Tally up how many lines in the listing below contain the string "this", and give only the total.

Stored data entries
====

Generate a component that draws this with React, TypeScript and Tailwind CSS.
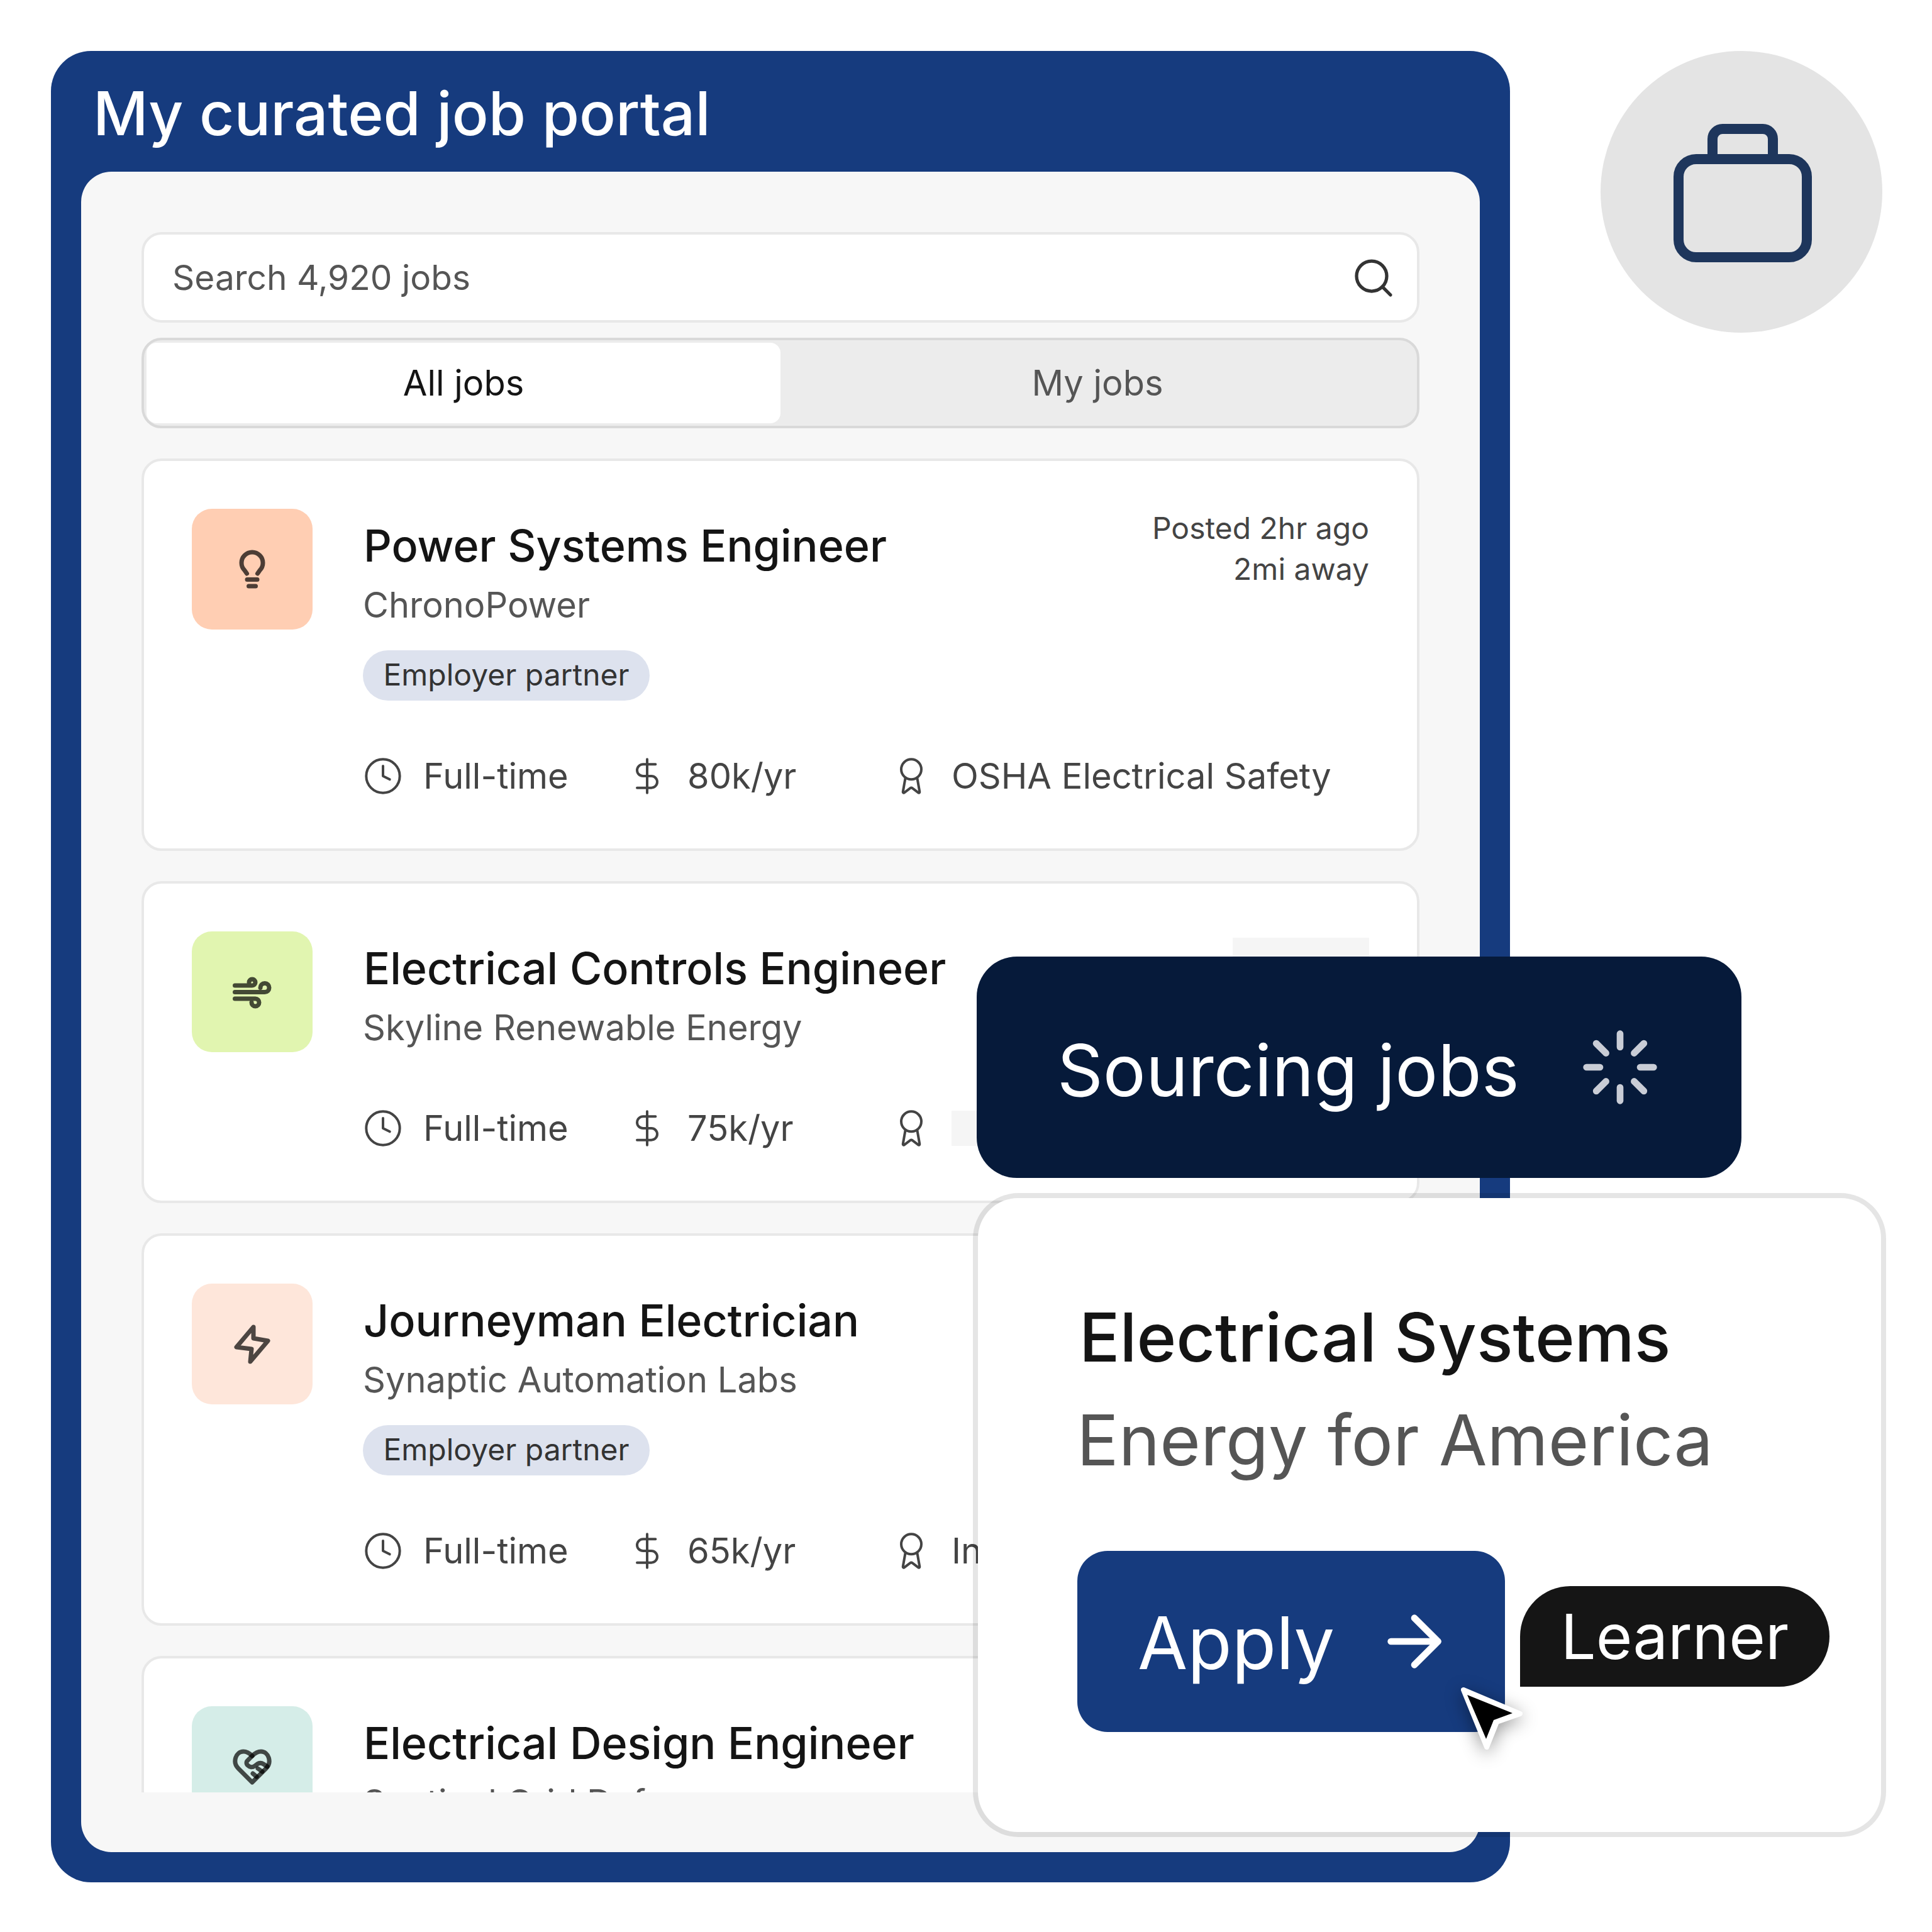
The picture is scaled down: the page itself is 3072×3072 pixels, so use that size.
import { ArrowRight, Award, Clock, DollarSign, Loader, Search } from "lucide-react";
import type { ReactNode } from "react";

const display = "font-['Inter',sans-serif]";

function BulbIcon() {
  return (
    <svg width="100" height="100" viewBox="0 0 100 100" fill="none" stroke="#000" strokeOpacity="0.7" strokeWidth="7" strokeLinecap="round" strokeLinejoin="round">
      <path d="M41.5 57 38 52a17 17 0 1 1 24 0l-3.500 5" />
      <path d="M42 66.500h16M44.500 77h11" />
    </svg>
  );
}

function WindIcon() {
  return (
    <svg width="100" height="100" viewBox="0 0 100 100" fill="none" stroke="#000" strokeOpacity="0.7" strokeWidth="7" strokeLinecap="round" strokeLinejoin="round">
      <path d="M22.500 40H50a5 5 0 1 0-5-5" />
      <path d="M22.500 50.500H70a7 7 0 1 0-7-7" />
      <path d="M22.500 61H55a6 6 0 1 1-6 6" />
    </svg>
  );
}

function BoltIcon() {
  return (
    <svg width="100" height="100" viewBox="0 0 100 100" fill="none" stroke="#000" strokeOpacity="0.7" strokeWidth="7" strokeLinecap="round" strokeLinejoin="round">
      <path d="M52 23 25 55l24 3-2 20 28-33-23-4z" />
    </svg>
  );
}

function HeartIcon() {
  return (
    <svg width="100" height="100" viewBox="0 0 100 100" fill="none" stroke="#000" strokeOpacity="0.7" strokeWidth="7" strokeLinecap="round" strokeLinejoin="round">
      <path d="M50 75 28 53C18 43 24 26 36 26c7 0 11 4 14 7 3-3 7-7 14-7 12 0 18 17 8 27z" />
      <path d="m50 33-7 7a5 5 0 0 0 0 8c3 3 7 4 11 1l4-3c3-2 7-2 10 0l6 4" />
      <path d="m51 61 6 5M59 53l7 5" />
    </svg>
  );
}

function MetaItem({ icon, children }: { icon: ReactNode; children: ReactNode }) {
  return (
    <div className="flex w-[420px] shrink-0 items-center gap-[32px] whitespace-nowrap">
      <span className="shrink-0">{icon}</span>
      {children}
    </div>
  );
}

function JobCard({
  tile,
  icon,
  title,
  company,
  partner,
  pay,
  cert,
  right,
}: {
  tile: string;
  icon: ReactNode;
  title: string;
  company: string;
  partner?: boolean;
  pay: string;
  cert: ReactNode;
  right?: ReactNode;
}) {
  return (
    <div className="flex shrink-0 gap-[80px] rounded-[32px] border-4 border-[#e8e8e8] bg-white px-[76px] pt-[76px] pb-[79px]">
      <div className={`flex h-[192px] w-[192px] shrink-0 items-center justify-center rounded-[32px] ${tile}`}>{icon}</div>
      <div className="min-w-0 flex-1">
        <div className="flex items-start justify-between">
          <div>
            <div className={`${display} mt-[15px] ml-[1px] text-[70px] leading-[88px] font-medium text-[#141414]`}>{title}</div>
            <div className="mt-[14px] text-[56px] leading-[72px] text-[#555]">{company}</div>
          </div>
          {right}
        </div>
        {partner && (
          <div className="mt-[36px] flex h-[80px] w-[456px] items-center justify-center rounded-full bg-[#dde2ee] pb-[2px] text-[48px] text-[#333]">
            Employer partner
          </div>
        )}
        <div className={`flex text-[56px] leading-[72px] text-[#444] ${partner ? "mt-[84px]" : "mt-[88px]"}`}>
          <MetaItem icon={<Clock size={64} strokeWidth={1.5} />}>Full-time</MetaItem>
          <MetaItem icon={<DollarSign size={64} strokeWidth={1.5} />}>{pay}</MetaItem>
          <MetaItem icon={<Award size={64} strokeWidth={1.5} />}>{cert}</MetaItem>
        </div>
      </div>
    </div>
  );
}

export default function App() {
  return (
    <div className="relative h-[3072px] w-[3072px] overflow-hidden bg-white font-['Inter',sans-serif]">
      <div className="flex items-start gap-[144px] p-[81px]">
        {/* Portal */}
        <div className="flex h-[2912px] w-[2320px] shrink-0 flex-col rounded-[64px] bg-[#163b7e] px-[48px] pb-[48px]">
          <h1 className={`${display} flex h-[192px] items-center pt-[6px] pl-[19px] text-[96px] font-medium text-white`}>
            My curated job portal
          </h1>
          <div className="flex-1 rounded-[48px] bg-[#f7f7f7] px-[96px] pt-[96px]">
            <div className={`${display} flex h-[144px] items-center justify-between rounded-[32px] border-4 border-[#e8e8e8] bg-white pt-[1px] pr-[33px] pl-[45px] text-[55px] text-[#555]`}>
              Search 4,920 jobs
              <Search size={72} strokeWidth={1.75} className="text-[#333]" />
            </div>
            <div className={`${display} mt-[24px] flex h-[144px] rounded-[32px] border-4 border-[#d9d9d9] bg-[#ececec] p-[4px] text-[56px]`}>
              <div className="flex flex-1 items-center justify-center rounded-[16px] bg-white text-[#141414]">All jobs</div>
              <div className="flex flex-1 items-center justify-center text-[#555]">My jobs</div>
            </div>
            <div className="mt-[48px] flex h-[2121px] flex-col gap-[48px] overflow-hidden">
              <JobCard
                tile="bg-[#ffceb3]"
                icon={<BulbIcon />}
                title="Power Systems Engineer"
                company="ChronoPower"
                partner
                pay="80k/yr"
                cert="OSHA Electrical Safety"
                right={
                  <div className="-mt-[2px] text-right text-[48px] leading-[65px] text-[#444]">
                    Posted 2hr ago
                    <br />
                    2mi away
                  </div>
                }
              />
              <JobCard
                tile="bg-[#e1f5b0]"
                icon={<WindIcon />}
                title="Electrical Controls Engineer"
                company="Skyline Renewable Energy"
                pay="75k/yr"
                cert={<div className="h-[56px] w-[400px] bg-[#f5f5f5]" />}
                right={<div className="mt-[10px] h-[100px] w-[217px] bg-[#f5f5f5]" />}
              />
              <JobCard
                tile="bg-[#fee6da]"
                icon={<BoltIcon />}
                title="Journeyman Electrician"
                company="Synaptic Automation Labs"
                partner
                pay="65k/yr"
                cert="Industrial Wiring"
              />
              <JobCard
                tile="bg-[#d5ede8]"
                icon={<HeartIcon />}
                title="Electrical Design Engineer"
                company="Sentinel Grid Defense"
                pay="70k/yr"
                cert="Grid Design"
              />
            </div>
          </div>
        </div>

        {/* Briefcase badge */}
        <div className="flex h-[448px] w-[448px] shrink-0 items-center justify-center rounded-full bg-[#e4e4e4]">
          <svg width="220" height="220" viewBox="0 0 220 220" fill="none" stroke="#1e365c" strokeWidth="16" className="mt-[4px] ml-[4px]">
            <rect x="8" y="56" width="204" height="156" rx="28" />
            <path d="M62 56V24a16 16 0 0 1 16-16h64a16 16 0 0 1 16 16v32" />
          </svg>
        </div>
      </div>

      {/* Status toast */}
      <div className="absolute top-[1521px] left-[1553px] flex h-[352px] w-[1216px] items-center rounded-[64px] bg-[#061a3a] pr-[129px] pl-[128px]">
        <span className={`${display} pt-[10px] text-[113.5px] whitespace-nowrap text-white`}>Sourcing jobs</span>
        <Loader size={128} strokeWidth={2} className="ml-auto text-[#c9cdd6]" />
      </div>

      {/* Job detail card */}
      <div className="absolute top-[1897px] left-[1547px] h-[1024px] w-[1452px] rounded-[72px] border-8 border-[rgba(0,0,0,0.1)] bg-white bg-clip-padding pt-[151px] pl-[158px]">
        <div className={`${display} ml-[3px] text-[107px] leading-[140px] font-medium text-[#141414]`}>Electrical Systems</div>
        <div className="mt-[24px] -ml-[1px] text-[111px] leading-[140px] text-[#555]">Energy for America</div>
        <div className="mt-[106px] flex items-start gap-[24px]">
          <div className="flex h-[288px] w-[680px] items-center justify-between rounded-[48px] bg-[#163b7e] pr-[80px] pl-[96px] text-white">
            <span className={`${display} pt-[6px] text-[115px]`}>Apply</span>
            <ArrowRight size={128} strokeWidth={2} />
          </div>
          <div className={`${display} mt-[56px] flex h-[160px] w-[492px] items-center justify-center rounded-[80px] rounded-bl-none bg-[#151515] text-[99px] text-white`}>
            Learner
          </div>
        </div>
      </div>

      {/* Cursor */}
      <svg width="140" height="140" viewBox="0 0 140 140" className="absolute top-[2660px] left-[2300px] drop-shadow-[0_6px_14px_rgba(0,0,0,0.4)]">
        <path d="M27 27 117 65 80 78 64 118z" fill="#fff" stroke="#fff" strokeWidth="8" strokeLinejoin="round" />
        <path d="M33 35 105 64 75 75 63 105z" fill="#000" />
      </svg>
    </div>
  );
}
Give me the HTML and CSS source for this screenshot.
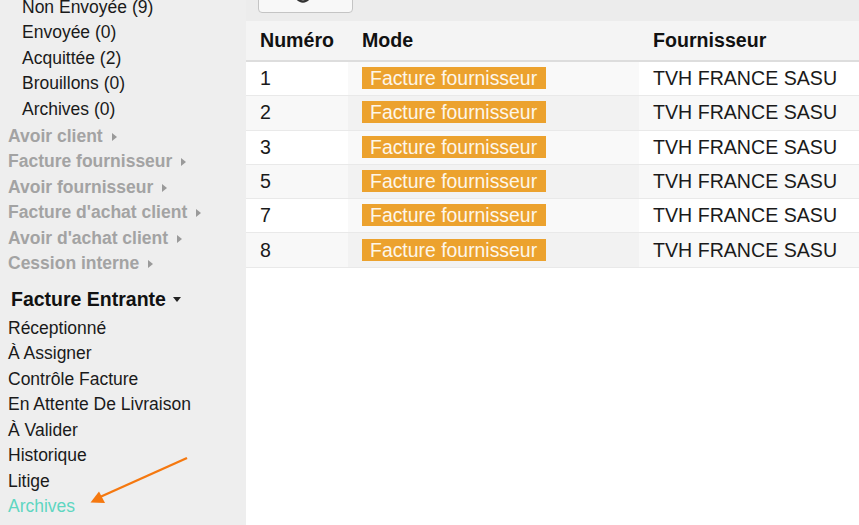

====

Answer: 2